When I asked my guide to show the renowned site of Mukuler Baari or Mukul’s house, he gave me a word of assurance. Gajendra, our tour guide, takes all his tourists to that spot, especially the Bangaali tourists like us who are enthusiastic about the site. He shared an interesting fact: the managing committee of the Jaisalmer Fort has been maintaining the ruins of Mukuler Baari, as shown in the movie. This would preserve the charm of the shooting spot among tourists. We learned from him that the neighboring Jain temple beside the ruins of Mukuler Baari had emerged as a sacred site of shelter for the Jain traders of the ancient Silk Route. Today, the ruins of Mukuler baari have become a holy site of pilgrimage for Bengali tourists who desire that the sacrality of Ray’s cinematic masterpiece be preserved in the untouched and undiluted organization of ruins.
I assume tourists come here to witness the power of stories. Stories told through ruins. Ray has rendered meaning to the ruins of the fort by inserting a magical device, i.e., (Mukul’s) memory. Through the reminiscence of previous life, rebirth, and feelings of longing, the craft of storytelling through moving images has breathed life into the disordered collage of crumbled bricks and yellow sandstones. I am sure there is a politics behind the preservation of ruins. There is a politics behind keeping things intact. Ruins are preserved when they secure a coherent presence in the world. Ruins are not ruins in that sense. When they enter the imagination of people, they can cement thoughts, ideas, and beliefs. They can sow the seeds of feelings and emotions. The ruins are the coherent architects of cultural desires. Therefore, the efforts of preserving ruins are always directed towards preserving the coherence of meaning attached to the ruination of things because meanings bring people together.
Mukul, I, and Our Struggle for Restoration
The preserved ruins of Mukul’s house inside the fort were a collage of broken and crumbled stones that lay organized, misplaced, disjointed, and unglued. The conscious absence of cement, cow dung, and cow urine used to renovate and preserve the other parts of the fort promises to endure the process of ruination. Likewise, the unorganized collage of Bengali look-alike terms standing beside one another as ruins of a distorted Bangla Byakoron or Bengali grammar. It ruined the byakoron or grammar of the language, producing a distorted legibility. But what exactly lay behind these ruins? Does the collage of grammatical ruins explain anything beyond the ruination of language? What does the conservation of a linguistic ruin mean, especially in a place where people gather to witness the captivating interplay of stories?
To find this out, for a moment, I became Mukul. Instead of witnessing the collapse of a house, building, or the fleeting memories of a bygone life-world, I witnessed the collapse of a syntax. The Banglaa syntax functions as a vehicle of meaning-making that enables specific expressions to emerge in the world. Hence, the collapse of a syntax or a language is the collapse of expressions and meanings. When syntax fails to capture and disseminate the unique expressions of a culture, or when it fails to be understood, realized, and sensed, it is the collapse of meaning.

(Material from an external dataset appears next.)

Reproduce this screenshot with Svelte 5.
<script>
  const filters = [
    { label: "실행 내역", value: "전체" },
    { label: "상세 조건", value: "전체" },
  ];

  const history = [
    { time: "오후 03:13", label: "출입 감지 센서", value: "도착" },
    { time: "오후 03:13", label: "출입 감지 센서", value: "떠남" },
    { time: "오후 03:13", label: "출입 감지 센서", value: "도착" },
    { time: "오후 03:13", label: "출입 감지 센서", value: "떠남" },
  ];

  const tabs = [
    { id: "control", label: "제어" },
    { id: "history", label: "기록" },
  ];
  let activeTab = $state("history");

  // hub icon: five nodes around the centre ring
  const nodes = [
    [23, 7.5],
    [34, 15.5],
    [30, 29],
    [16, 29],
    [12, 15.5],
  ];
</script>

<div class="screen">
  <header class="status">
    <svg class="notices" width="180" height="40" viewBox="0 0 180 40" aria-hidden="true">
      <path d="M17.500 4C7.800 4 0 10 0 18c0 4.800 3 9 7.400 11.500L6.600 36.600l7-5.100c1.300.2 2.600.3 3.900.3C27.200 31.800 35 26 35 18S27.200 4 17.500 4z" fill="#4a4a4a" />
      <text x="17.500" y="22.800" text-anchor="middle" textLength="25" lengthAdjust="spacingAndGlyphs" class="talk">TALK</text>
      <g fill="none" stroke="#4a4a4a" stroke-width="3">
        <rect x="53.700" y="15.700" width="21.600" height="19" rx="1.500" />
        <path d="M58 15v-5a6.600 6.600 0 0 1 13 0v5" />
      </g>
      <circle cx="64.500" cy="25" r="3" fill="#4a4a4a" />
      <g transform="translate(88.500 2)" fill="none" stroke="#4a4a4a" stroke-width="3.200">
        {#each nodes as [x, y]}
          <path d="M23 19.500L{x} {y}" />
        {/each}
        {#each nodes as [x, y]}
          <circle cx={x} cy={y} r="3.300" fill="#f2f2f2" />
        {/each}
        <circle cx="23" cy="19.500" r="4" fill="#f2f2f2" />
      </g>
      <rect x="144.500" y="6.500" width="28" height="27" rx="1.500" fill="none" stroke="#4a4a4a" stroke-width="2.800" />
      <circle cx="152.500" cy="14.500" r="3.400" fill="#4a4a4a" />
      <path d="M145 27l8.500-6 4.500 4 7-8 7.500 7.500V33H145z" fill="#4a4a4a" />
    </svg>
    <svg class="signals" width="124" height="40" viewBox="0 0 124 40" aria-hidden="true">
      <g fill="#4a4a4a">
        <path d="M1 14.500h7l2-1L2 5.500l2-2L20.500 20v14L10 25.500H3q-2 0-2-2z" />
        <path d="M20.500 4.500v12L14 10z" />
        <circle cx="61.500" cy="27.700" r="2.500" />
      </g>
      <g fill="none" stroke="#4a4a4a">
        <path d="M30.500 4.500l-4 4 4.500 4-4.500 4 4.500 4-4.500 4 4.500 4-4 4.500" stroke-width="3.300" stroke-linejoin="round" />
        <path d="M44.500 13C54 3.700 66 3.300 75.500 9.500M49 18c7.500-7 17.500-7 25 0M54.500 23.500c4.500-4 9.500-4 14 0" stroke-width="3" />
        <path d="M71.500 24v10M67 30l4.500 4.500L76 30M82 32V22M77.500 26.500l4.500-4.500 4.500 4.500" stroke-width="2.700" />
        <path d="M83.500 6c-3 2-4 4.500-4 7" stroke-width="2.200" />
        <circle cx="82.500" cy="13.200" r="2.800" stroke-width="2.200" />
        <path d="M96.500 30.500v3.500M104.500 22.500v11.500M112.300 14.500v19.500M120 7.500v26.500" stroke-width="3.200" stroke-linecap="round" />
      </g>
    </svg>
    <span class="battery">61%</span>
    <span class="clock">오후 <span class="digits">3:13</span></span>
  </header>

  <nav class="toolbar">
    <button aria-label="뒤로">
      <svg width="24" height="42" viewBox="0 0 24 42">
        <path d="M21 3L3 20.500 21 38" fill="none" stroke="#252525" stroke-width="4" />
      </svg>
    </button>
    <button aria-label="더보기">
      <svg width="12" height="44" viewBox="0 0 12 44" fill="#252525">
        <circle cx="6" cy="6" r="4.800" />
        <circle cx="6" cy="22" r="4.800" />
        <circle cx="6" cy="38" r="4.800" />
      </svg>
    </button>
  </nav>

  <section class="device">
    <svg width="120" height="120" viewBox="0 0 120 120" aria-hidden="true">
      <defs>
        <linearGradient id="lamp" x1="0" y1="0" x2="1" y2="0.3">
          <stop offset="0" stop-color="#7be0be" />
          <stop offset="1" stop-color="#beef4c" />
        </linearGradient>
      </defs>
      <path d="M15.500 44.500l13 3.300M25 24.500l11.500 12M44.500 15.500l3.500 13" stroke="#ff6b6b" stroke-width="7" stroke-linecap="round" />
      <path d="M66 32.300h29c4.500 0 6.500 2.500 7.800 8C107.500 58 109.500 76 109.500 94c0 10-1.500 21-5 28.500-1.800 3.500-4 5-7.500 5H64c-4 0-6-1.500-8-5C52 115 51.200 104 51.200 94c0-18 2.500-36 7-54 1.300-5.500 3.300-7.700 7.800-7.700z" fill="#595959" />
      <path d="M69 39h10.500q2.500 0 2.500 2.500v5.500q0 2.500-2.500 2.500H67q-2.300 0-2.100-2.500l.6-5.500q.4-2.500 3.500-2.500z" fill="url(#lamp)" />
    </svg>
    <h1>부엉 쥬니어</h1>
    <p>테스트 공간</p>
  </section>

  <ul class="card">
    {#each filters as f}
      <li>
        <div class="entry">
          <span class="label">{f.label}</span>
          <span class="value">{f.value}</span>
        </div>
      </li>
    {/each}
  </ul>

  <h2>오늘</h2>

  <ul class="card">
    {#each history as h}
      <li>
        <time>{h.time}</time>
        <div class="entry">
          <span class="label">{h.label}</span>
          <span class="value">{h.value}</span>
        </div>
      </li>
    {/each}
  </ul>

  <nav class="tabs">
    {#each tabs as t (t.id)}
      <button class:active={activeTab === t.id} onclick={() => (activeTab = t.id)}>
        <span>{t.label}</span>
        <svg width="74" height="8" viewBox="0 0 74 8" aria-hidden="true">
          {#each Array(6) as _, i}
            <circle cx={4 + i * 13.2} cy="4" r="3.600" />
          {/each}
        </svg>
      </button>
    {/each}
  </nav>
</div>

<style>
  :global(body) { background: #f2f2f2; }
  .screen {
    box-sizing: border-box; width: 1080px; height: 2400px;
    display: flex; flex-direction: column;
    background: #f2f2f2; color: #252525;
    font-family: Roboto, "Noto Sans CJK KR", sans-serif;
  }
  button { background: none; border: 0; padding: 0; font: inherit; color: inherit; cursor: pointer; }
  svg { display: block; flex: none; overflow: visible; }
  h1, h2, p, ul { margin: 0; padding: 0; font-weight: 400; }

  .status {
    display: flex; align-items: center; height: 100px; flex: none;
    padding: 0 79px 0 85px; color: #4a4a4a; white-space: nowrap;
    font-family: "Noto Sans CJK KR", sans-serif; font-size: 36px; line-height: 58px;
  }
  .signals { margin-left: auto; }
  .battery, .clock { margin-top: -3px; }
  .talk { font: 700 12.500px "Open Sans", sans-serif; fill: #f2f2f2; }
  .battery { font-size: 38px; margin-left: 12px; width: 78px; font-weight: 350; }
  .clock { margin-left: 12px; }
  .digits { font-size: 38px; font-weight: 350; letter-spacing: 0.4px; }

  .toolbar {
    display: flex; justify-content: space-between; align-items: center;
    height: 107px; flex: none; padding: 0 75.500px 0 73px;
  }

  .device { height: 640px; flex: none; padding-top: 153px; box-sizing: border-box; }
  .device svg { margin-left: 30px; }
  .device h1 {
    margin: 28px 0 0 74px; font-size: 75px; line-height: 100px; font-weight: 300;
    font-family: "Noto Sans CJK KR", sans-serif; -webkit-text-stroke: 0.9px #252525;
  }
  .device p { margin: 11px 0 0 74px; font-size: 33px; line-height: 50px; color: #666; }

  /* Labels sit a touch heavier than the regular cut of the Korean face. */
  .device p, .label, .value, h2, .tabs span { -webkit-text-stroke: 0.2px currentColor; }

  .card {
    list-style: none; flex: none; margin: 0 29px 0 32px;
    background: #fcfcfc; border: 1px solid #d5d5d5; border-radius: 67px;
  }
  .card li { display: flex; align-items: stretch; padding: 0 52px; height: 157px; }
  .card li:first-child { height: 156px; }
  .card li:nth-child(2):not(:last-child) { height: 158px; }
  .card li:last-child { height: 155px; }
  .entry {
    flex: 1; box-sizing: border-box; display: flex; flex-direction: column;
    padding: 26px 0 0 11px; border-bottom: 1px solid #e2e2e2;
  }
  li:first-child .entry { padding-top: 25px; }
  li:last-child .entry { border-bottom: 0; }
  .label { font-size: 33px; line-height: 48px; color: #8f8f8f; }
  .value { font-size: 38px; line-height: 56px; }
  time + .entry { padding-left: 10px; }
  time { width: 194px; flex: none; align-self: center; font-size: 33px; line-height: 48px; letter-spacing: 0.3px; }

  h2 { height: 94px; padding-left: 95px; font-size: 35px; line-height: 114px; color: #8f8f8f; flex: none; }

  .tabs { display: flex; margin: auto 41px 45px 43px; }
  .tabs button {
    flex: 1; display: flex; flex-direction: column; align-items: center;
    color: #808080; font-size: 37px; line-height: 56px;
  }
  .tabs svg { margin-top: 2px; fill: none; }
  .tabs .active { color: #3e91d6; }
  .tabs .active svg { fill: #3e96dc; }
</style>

Let us recall the climax again. Mukul is looking at the ruins. The camera pans towards his face. He began crying. He continued to look at the ruins and kept weeping. While the ruins stood before his eyes, Mukul pictured a place that once was home. In this mind, he could conjoin the broken blocks of stones together. One beside the other. He must have imagined the house as a concrete building – the shape and the structure of which were filled with meanings once and, unfortunately, are lost in his present life. In his mind, there was an interplay of meaningful order in the concrete structures that now stand destroyed. It is the destruction of this order that instigated the catharsis of loss. Mukul wept at the loss of a structure, an order that conveyed the essence of home. When we lose our homes and stand distanced from friends, loved ones, and families, the order of life is lost. Such feelings of loss and longing can pertain to this life only, even in the absence of the memory of a previous life.

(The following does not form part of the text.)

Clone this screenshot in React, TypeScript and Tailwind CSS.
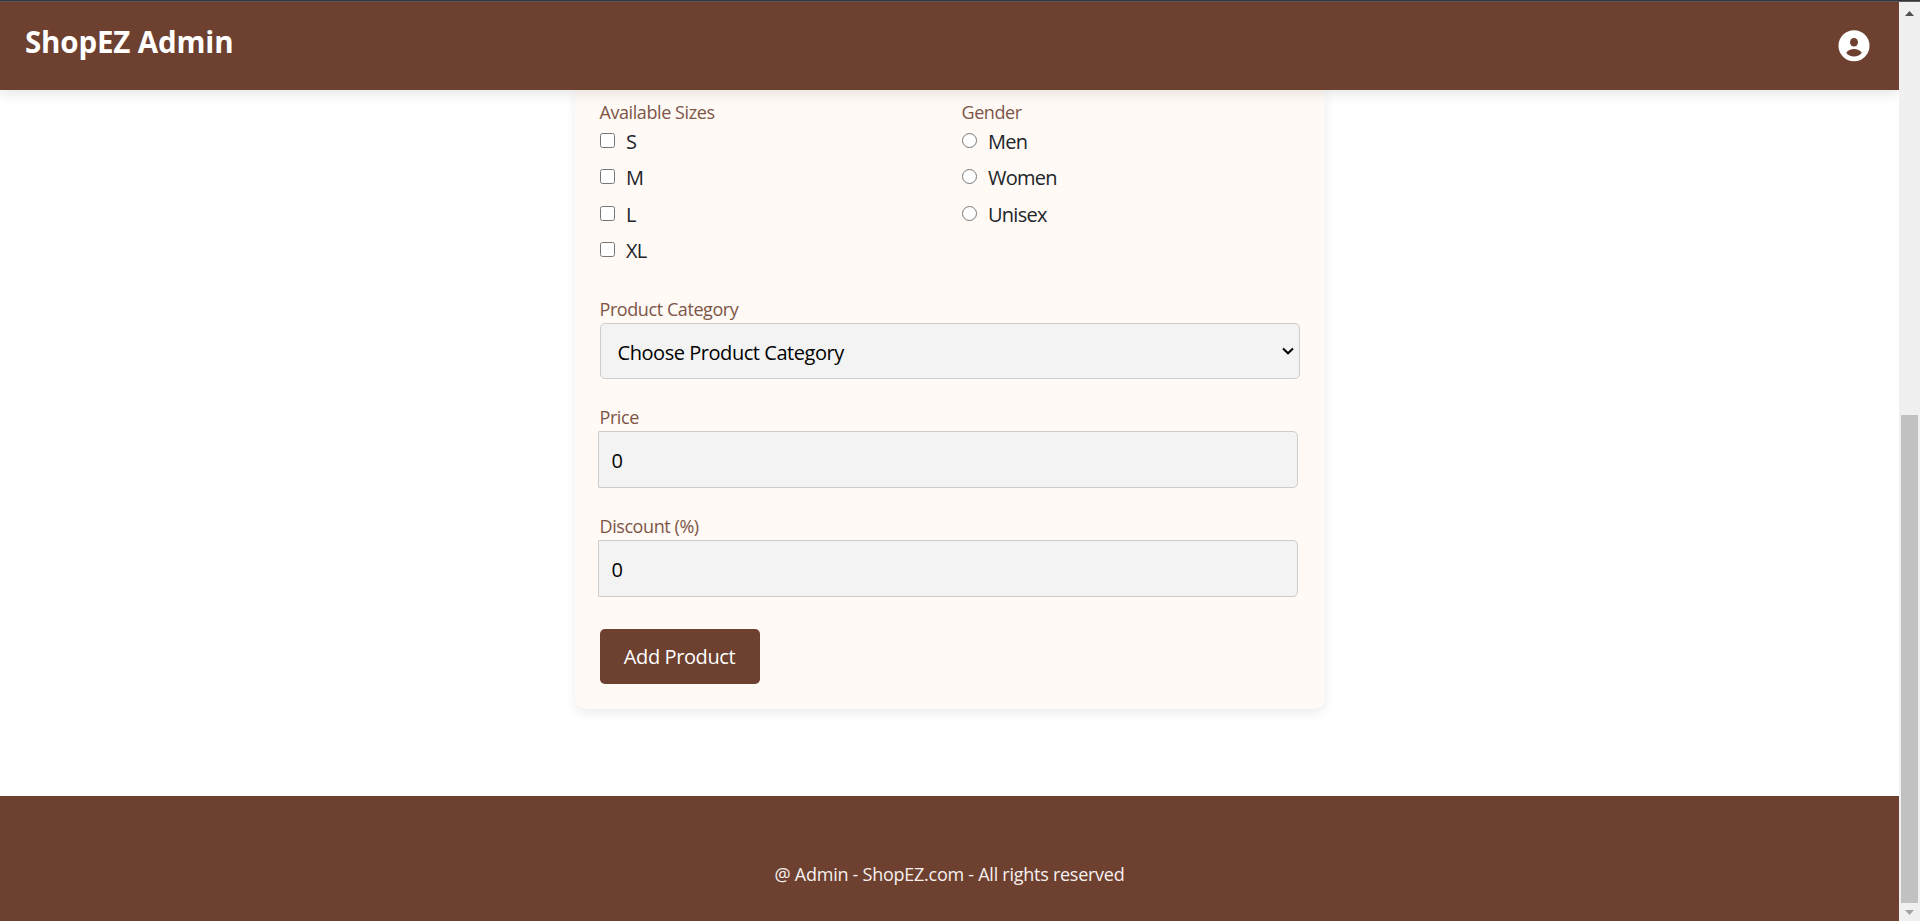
import React from "react";

const sizes = ["S", "M", "L", "XL"];
const genders = ["Men", "Women", "Unisex"];

function AccountIcon({ className }: { className: string }) {
  return (
    <svg className={className} viewBox="0 0 40 40">
      <circle cx="20" cy="19.8" r="15.5" fill="#fff" />
      <ellipse cx="20" cy="16.2" rx="4" ry="4.3" fill="#6d4030" />
      <path d="M12.2 26.8C14 24.2 16.8 23 20 23s6 1.200 7.800 3.800C26 29.300 23.200 30.600 20 30.600s-6-1.300-7.800-3.800z" fill="#6d4030" />
    </svg>
  );
}

function Label({ children }: { children: React.ReactNode }) {
  return (
    <div className="h-6 text-[18px] leading-6 tracking-[-0.42px] whitespace-nowrap text-[#7d5547]">{children}</div>
  );
}

function Option({ type, label }: { type: "checkbox" | "radio"; label: string }) {
  return (
    <label className="flex h-[36.35px] items-start text-[20px] leading-[30px] tracking-[-0.75px] text-[#212529]">
      <input type={type} name={type} className="mt-[9px] mr-[11.5px] size-[15px] shrink-0" />
      <span className="mt-[3px]">{label}</span>
    </label>
  );
}

function Field({ label, className }: { label: string; className: string }) {
  return (
    <div className={className}>
      <Label>{label}</Label>
      <input
        type="text"
        defaultValue="0"
        className="mt-0.5 -ml-0.5 block h-[57px] w-[700px] rounded-r-[5px] rounded-l-[1px] border border-[#ccc] bg-[#f3f3f3] px-[13px] pt-0.5 text-[20px] text-black"
      />
    </div>
  );
}

export default function App() {
  return (
    <div className="flex h-[921px] w-full flex-col overflow-hidden bg-white font-['Open_Sans','Noto_Sans',sans-serif]">
      <div className="h-0.5 shrink-0 border-b border-[#5b5b5b] bg-[#30363b]" />
      <div className="flex min-h-0 flex-1">
        <div className="flex min-w-0 flex-1 flex-col overflow-hidden">
          <header className="z-10 flex h-[88px] shrink-0 items-start justify-between bg-[#6d4030] pr-[25px] pl-[25px] shadow-[0_4px_12px_rgba(0,0,0,0.1)]">
            <h1 className="mt-5 text-[29.5px] leading-10 font-bold tracking-[-0.15px] text-white">ShopEZ Admin</h1>
            <AccountIcon className="mt-6 size-10" />
          </header>

          <main className="flex h-[706px] shrink-0 justify-center">
            <form className="h-[619px] w-[750px] rounded-b-[10px] bg-[#fffaf5] px-[25px] shadow-[0_4px_12px_rgba(0,0,0,0.08)]">
              <div className="flex h-[196px] pt-2.5">
                <div className="w-[362px]">
                  <Label>Available Sizes</Label>
                  {sizes.map((s) => (
                    <Option key={s} type="checkbox" label={s} />
                  ))}
                </div>
                <div>
                  <Label>Gender</Label>
                  {genders.map((g) => (
                    <Option key={g} type="radio" label={g} />
                  ))}
                </div>
              </div>

              <div className="mt-[11px]">
                <Label>Product Category</Label>
                <div className="mt-0.5 grid items-center">
                  <select className="col-start-1 row-start-1 block h-14 w-full appearance-none rounded-[5px] border border-[#ccc] bg-[#f3f3f3] pt-[3px] pr-8 pl-[17px] text-[20px] tracking-[-0.45px] text-black">
                    <option>Choose Product Category</option>
                  </select>
                  <svg
                    className="pointer-events-none col-start-1 row-start-1 mr-1.5 h-[8px] w-[12px] justify-self-end"
                    viewBox="0 0 12 8"
                    fill="none"
                    stroke="#000"
                    strokeWidth="2"
                  >
                    <path d="M1 1.500 6 6.300 11 1.500" />
                  </svg>
                </div>
              </div>
              <Field label="Price" className="mt-[26px]" />
              <Field label="Discount (%)" className="mt-[26px]" />

              <button
                type="button"
                className="mt-8 flex h-[55px] w-40 items-center justify-center rounded-[5px] bg-[#6d4030] text-[20px] tracking-[-0.4px] whitespace-nowrap text-white"
              >
                Add Product
              </button>
            </form>
          </main>

          <footer className="flex flex-1 justify-center bg-[#6d4030] pt-[65px] text-[18px] leading-[27px] tracking-[-0.26px] text-[#f6f1ef]">
            <p>@ Admin - ShopEZ.com - All rights reserved</p>
          </footer>
        </div>

        <div className="flex w-[21px] shrink-0 flex-col items-center bg-[#f0f0f0]">
          <svg className="mt-[9px] h-[5px] w-[9px]" viewBox="0 0 9 5" fill="#505050">
            <path d="M0 5 4.5 0 9 5z" />
          </svg>
          <div className="mt-[399px] h-[488px] w-[17px] bg-[#c1c1c1]" />
          <svg className="mt-[7px] h-[5px] w-[9px]" viewBox="0 0 9 5" fill="#a3a3a3">
            <path d="M0 0h9L4.5 5z" />
          </svg>
        </div>
      </div>
    </div>
  );
}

I felt a sense of loss when I looked at the signboard and read through the broken phrases. I struggled to situate the presence of an order in them. In my mind, I was trying to restructure the fragments and render legibility to the congregation of illegible words. Just like Mukul, who visualized the presence of a lost home in the disordered blocks of yellow sandstone, I was constantly trying to visualize a coherence between words and phrases that could carry some meaning instead of appearing gibberish. I tried to restructure the words, reordered the syntactic framing, and imagined the correct sequence of phrases – all of it, inside my head, to create some meaning for myself. This imaginative and intuitive gymnasium was an act of recuperating the lost ruins of a language, i.e., Bangla, which collapsed on the renditions of a digital print.
The Loss of Meaning
If I look at the case from a third-person perspective, there was a disorder. The reader had to intuitively intervene in the text and infuse an order within it. Therefore, my efforts and Mukul’s efforts are almost the same, although they differ in varying degrees of emotional intensity. Both of us mentally envisioned the presence of an order. There were remnants of ruins lying before us, but we compared them with solid structures. We converted into witnesses of collapses. For Mukul, it was perceived as the collapse of a home he once resided in and the collapse of a life he once inhabited. For me, it was the collapse of a language that failed to render comprehensibility and legibility of the meaning. I call this a collapse or loss of meaning. Here, linguistic exchanges happen across transcultural terrains, but the exchange of meaning disappears. Languages, things, and objects bear the distinctiveness of cultures. That is why, when languages travel the world, but their meanings don’t, or when objects and things are carried to places, but their essences are compromised, isn’t it a loss of meaning?
But I want to end this article on a positive note, with feelings of contentment instead of dissatisfaction. It is because the act of contemplating on the ruins has not been a meaningless pursuit so far and I have not returned empty-handed. In recuperating the unsung tales of Jaisalmer, I have tried to feel the pulse of the city. And in doing so, I was filled with the joy of an accidental discovery. I realised that the heart of the city lies not in the monumental pillars of the fort, but in the indestructible ruins at its feet.